What’s the Matter With Kansas?

We received this email today from a lawyer who prefers that we not use his name. I can’t improve on it, so I’m reproducing it in full:

I have been reading your Power Line blog for some time and I enjoy your analysis and wit. I’m interested to see what the Power Line guys think about the Kansas Supreme Court’s decision on Friday in Montoy v. State, where the unanimous court ordered the legislature to increase school funding by $285 million by July 1. The decision will force a special legislative session and a possible tax increase. The Kansas Constitution apparently says the legislature shall “make suitable provision for finance” of schools. The court used that general provision to take it upon themselves to decide that the legislature’s funding was short of what the Constitution required and the increase needed to be … drum roll …. $285 million. They determined this after reviewing some consultant’s view of appropriate funding. The court then warns the legislature that if they don’t increase spending enough next year they could order the rest of the increase recommended by the unelected consultant (another $568 million).
This is not the way a democratic government is supposed to work: the judges decide the elected legislature did not increase spending enough for education (only $142 million increase) and so it orders them to increase spending twice as much ($285 million). They then warn the legislature that if they don’t increase spending enough next year they will order the rest of the increase recommended by some unelected consultant (another $568 million). The activist judges have gotten totally out of hand.
This case brings to mind an extraordinary case in my own state, Gov. Guinn v. Nevada State Legislature, where the Nevada Supreme Court unbelievably ordered the Nevada Legislature to raise taxes “by simple majority vote” in violation of the two-thirds vote requirement of the state’s constitution.

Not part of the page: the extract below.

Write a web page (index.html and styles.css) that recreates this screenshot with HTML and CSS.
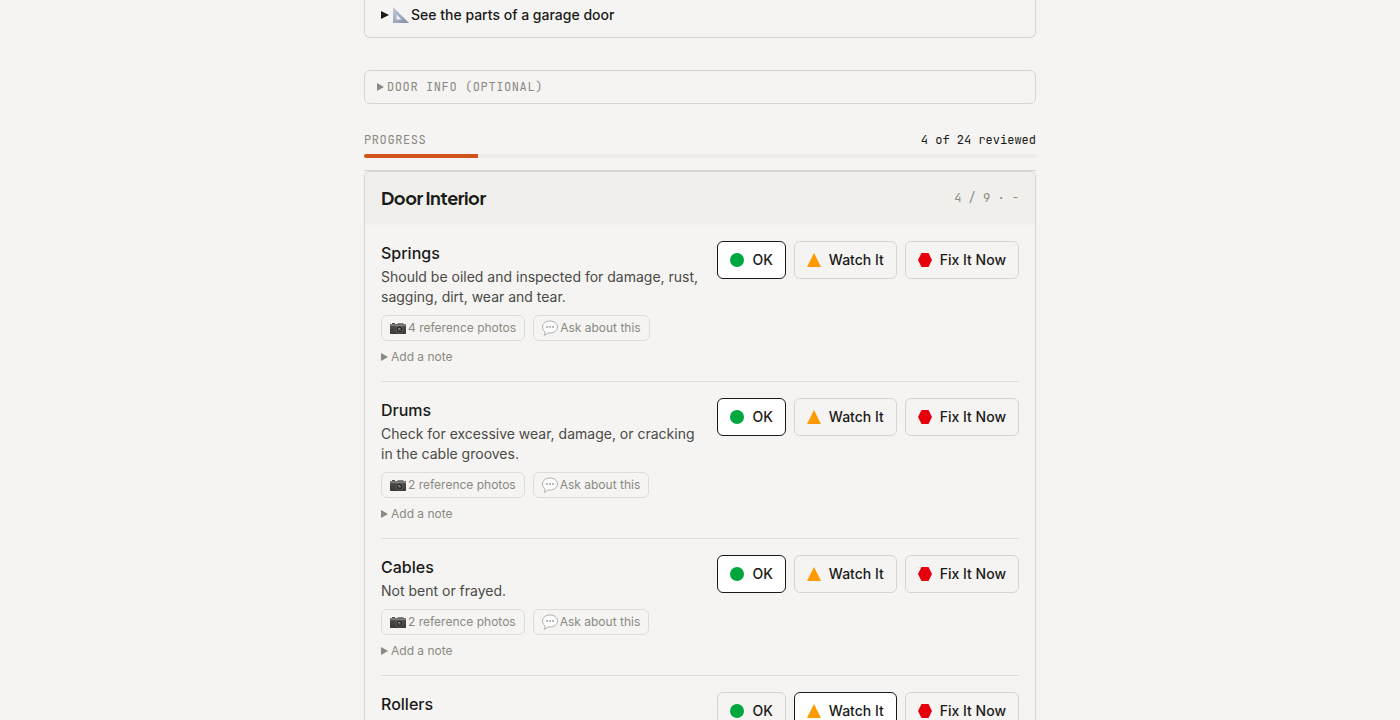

The Court used a general constitutional provision requiring the legislature to provide for the “support and maintenance” of the public schools to trump the two-thirds requirement for taxes increases. They did this even though the tax limitation provision was adopted after the education funding provision and even though the two requirements could have been read consistently by simply requiring that education be funded before the other spending. This facilitated the Nevada Legislature implementing the largest tax increase in Nevada history. John Eastman of the Claremont Institute, which I know you write for occasionally, did some excellent work for some of the Nevada legislators in their unsuccessful attempts to appeal the case.
A couple of articles on the Kansas case are here and here, and the Court’s summary is here.

The problem of judges usurping the legislative role is an extraordinarily serious one, and it is by no means limited to the federal courts.